What Are Articles of Amendment?

Articles of Amendment make specific changes to a corporation’s existing governing documents, be that Articles of Incorporation or Letters Patent. These amendments may include changes to an entity’s name, purposes, special provisions, or the range of directors. Once the amendments are approved by a special resolution (two-thirds majority) of the members, a corporation will file Articles of Amendment to reflect the amendment. The entity will then receive a Certificate of Amendment from the applicable governing body if the amendment is accepted. It is important to understand that Articles of Amendment only update sections of the governing documents and do not replace the existing governing documents.

What Are Restated Articles of Incorporation?

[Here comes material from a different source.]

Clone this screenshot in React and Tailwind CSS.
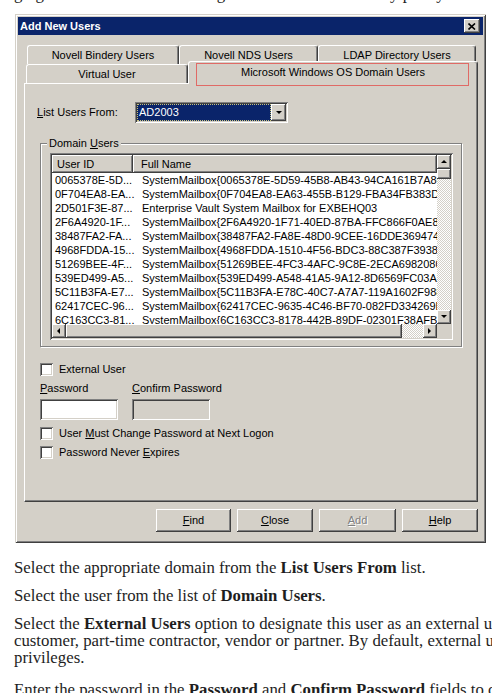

Restated Articles of Incorporation consolidate the original governing documents, be that Articles of Incorporation (or Articles of Continuance in the case of older CNCA corporations under the old Canada Corporations Act) or Letters Patent (under the Ontario system), with all previously filed and approved amendments into a single, unified document. This document reflects all amendments and provides a clean and comprehensive version of the governing documents as they currently stand. Filing Restated Articles does not introduce new amendments; rather, it simplifies an entity’s record-keeping by eliminating the need to cross-reference governing documents with multiple amendments.  Restated Articles of Incorporation need to be passed by the board of directors, but don’t require member approval.

Why File Both?

We recommend that corporations that have amended their governing documents via Articles of Amendment also file Restated Articles of Incorporation, if they have previously obtained board of director approval for the Restated Articles of Incorporation. This makes the governing documents easier to read, understand, and reference. Instead of reviewing the original Articles alongside multiple amendments, the corporation will have a single, cohesive document that reflects its current structure.

Making Change and Filing Under CNCA and ONCA

Under the Canada Not-for-profit Corporations Act (CNCA): To amend the governing documents, a CNCA corporation must pass a special resolution approved by at least two-thirds of the members outlining the amendment. It must then file Form 4004 – Articles of Amendment with Corporations Canada via the Online Filing Centre. After receiving the Certificate of Amendment, the corporation may choose to file Form 4007 – Restated Articles of Incorporation. Restated Articles of Incorporation are submitted to Corporations Canada by email.

Under the Ontario Not-for-Profit Corporations Act, 2010 (ONCA): To amend its governing documents, an ONCA corporation will file Form 5271E – Articles of Amendment with the Ontario Ministry of Public and Business Service Delivery and Procurement, following the approval of the amendment by a special resolution (two-thirds majority) of members. Once the Certificate of Amendment is issued, the corporation may file Form 5273E – Restated Articles of Incorporation with the Ontario Ministry of Public and Business Service Delivery and Procurement.

 

So, in summary, you are not required to have Restated Articles.  However, they make it much easier for various stakeholders, such as the directors, members, staff, and others, to understand the current state of your governing documents.